Financing remains the lifeline — and it is steady. IKF raised ₹3,127 crore in new borrowings and ₹749.8 crore in fresh equity proceeds in FY26. After repaying ₹2,246 crore of debt, net financing inflow was ₹1,552 crore. Net cash generated for the year was +₹95 crore, and cash at year-end improved to ₹343 crore from ₹249 crore.

IKF Finance FY26 — At a Glance
The headline is encouraging and the direction is clear. IKF Finance is executing well on its semi-urban, asset-backed lending thesis. Revenue is outpacing costs, margins are expanding, the equity base has nearly doubled, and the balance sheet is scaling in a structurally sound way. The one genuine risk — the near-doubling of impairment provisions — will define whether FY27 continues the momentum or hits an asset quality speed bump.

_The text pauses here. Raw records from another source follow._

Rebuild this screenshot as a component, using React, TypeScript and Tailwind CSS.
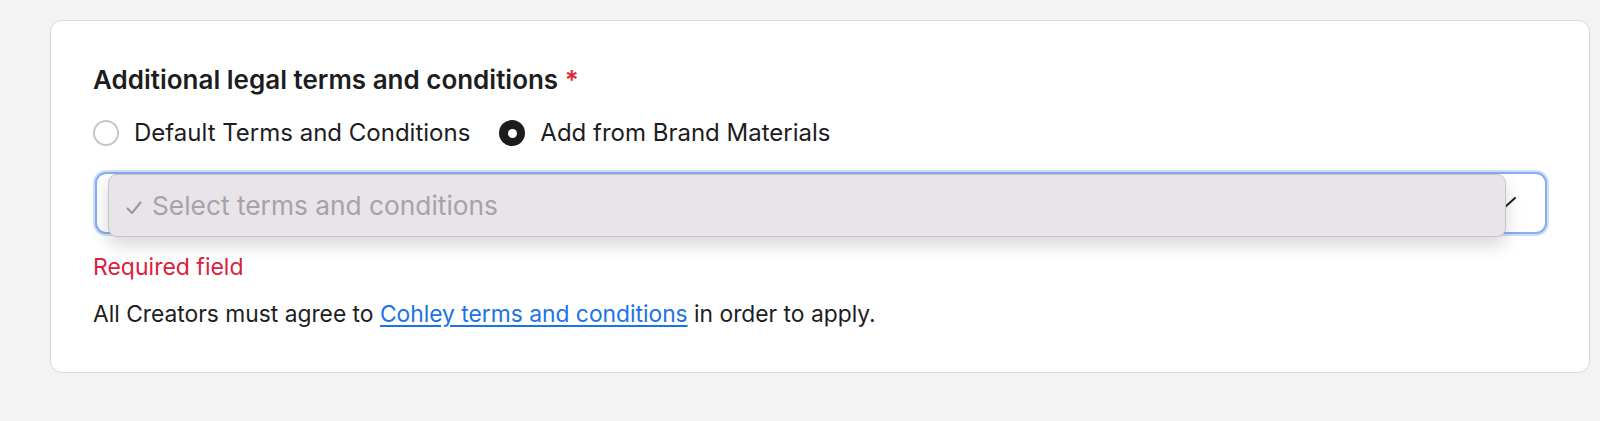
const FONT = { fontFamily: "Inter, 'Noto Sans', sans-serif" };

function Radio({ checked, label }: { checked: boolean; label: string }) {
  return (
    <label className="flex items-center gap-[15px]">
      {checked ? (
        <span className="flex h-[26px] w-[26px] items-center justify-center rounded-full bg-[#1c1c1e]">
          <span className="h-[9px] w-[9px] rounded-full bg-white" />
        </span>
      ) : (
        <span className="h-[26px] w-[26px] rounded-full border-2 border-[#c4c7cc] bg-white" />
      )}
      <span className="text-[24px] leading-[28px] text-[#1d1d1f]">{label}</span>
    </label>
  );
}

export default function App() {
  return (
    <div className="min-h-[421px] bg-[#f3f3f3] pt-[20px] pl-[50px] pr-[10px]" style={FONT}>
      <div className="h-[353px] rounded-[12px] border border-[#d9d9d9] bg-white pl-[42px] pr-[40px] pt-[43px]">
        <h2 className="text-[26px] font-semibold leading-[32px] text-[#1d1d1f]">
          Additional legal terms and conditions <span className="text-[#e0283c]">*</span>
        </h2>

        <div className="mt-[23px] flex items-center gap-[29px]">
          <Radio checked={false} label="Default Terms and Conditions" />
          <Radio checked label="Add from Brand Materials" />
        </div>

        <div className="relative mt-[23px] h-[66px]">
          <div className="absolute inset-[2px] rounded-[11px] border-2 border-[#86aef0] bg-white shadow-[0_0_0_2px_#cfe0fb]" />
          <svg
            className="absolute right-[33px] top-[27px]"
            width="24"
            height="14"
            viewBox="0 0 24 14"
            fill="none"
          >
            <path d="M1 1 L12 11 L23 1" stroke="#1f1f1f" strokeWidth="2" strokeLinecap="round" />
          </svg>
          <div className="absolute left-[15px] right-[43px] top-[4px] bottom-[-1px] flex items-center gap-[10px] rounded-[9px] border border-[#c7c4c8] bg-[#e9e4e9] pl-[17px] shadow-[0_8px_18px_rgba(0,0,0,0.16)]">
            <svg width="16" height="14" viewBox="0 0 16 14" fill="none" className="mt-[4px]">
              <path d="M1.5 7.5 L6 12 L14.5 1.5" stroke="#9a969b" strokeWidth="2" strokeLinecap="round" strokeLinejoin="round" />
            </svg>
            <span className="text-[26.3px] leading-[30px] text-[#a6a2a7]">Select terms and conditions</span>
          </div>
        </div>

        <p className="mt-[17px] text-[23px] leading-[28px] text-[#d9213d]">Required field</p>

        <p className="mt-[19px] text-[22.8px] leading-[28px] text-[#1d1d1f]">
          All Creators must agree to{" "}
          <a href="#" className="text-[#1a73e8] underline underline-offset-[3px]">
            Cohley terms and conditions
          </a>{" "}
          in order to apply.
        </p>
      </div>
    </div>
  );
}
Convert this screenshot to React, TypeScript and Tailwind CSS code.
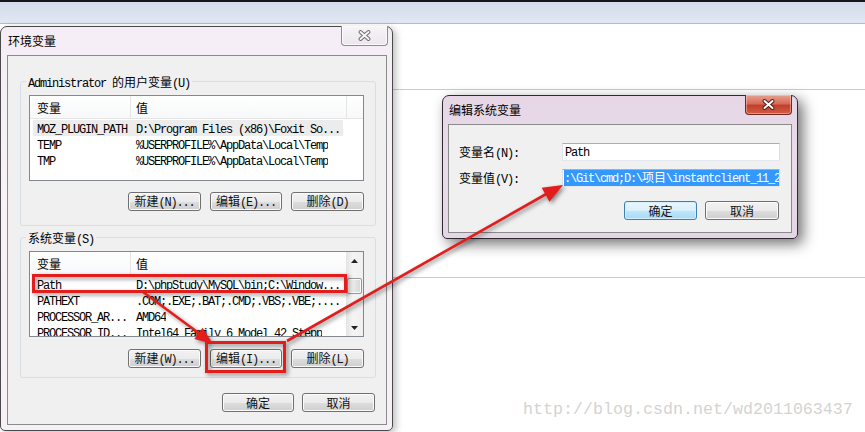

- Net Profit (PAT) surged 50.2% to ₹215 Cr, marking the company's best year ever with improved margins.
- Interest Income, the core engine, grew strongly by 40.6% to ₹1,089 Cr, supporting broad-based revenue expansion.
- Impairment Provisions nearly doubled (+90.9%) to ₹94 Cr, signaling a crucial asset quality risk to monitor.
- Total Equity surged 84.7% to ~₹1,982 Cr, significantly strengthening the capital base and financial resilience.
- The Loan Book and Total Assets both expanded by over 28%, indicating a healthy scale-up and core strength.
Data sourced from IKF Finance Limited's Audited Consolidated Financial Results for the year ended March 31, 2026. Cash flow data from the standalone four-year statement. Figures in ₹ Crore (P&L, Balance Sheet) and ₹ Crore (Cash Flow) as originally disclosed. This is an analytical summary and does not constitute investment advice.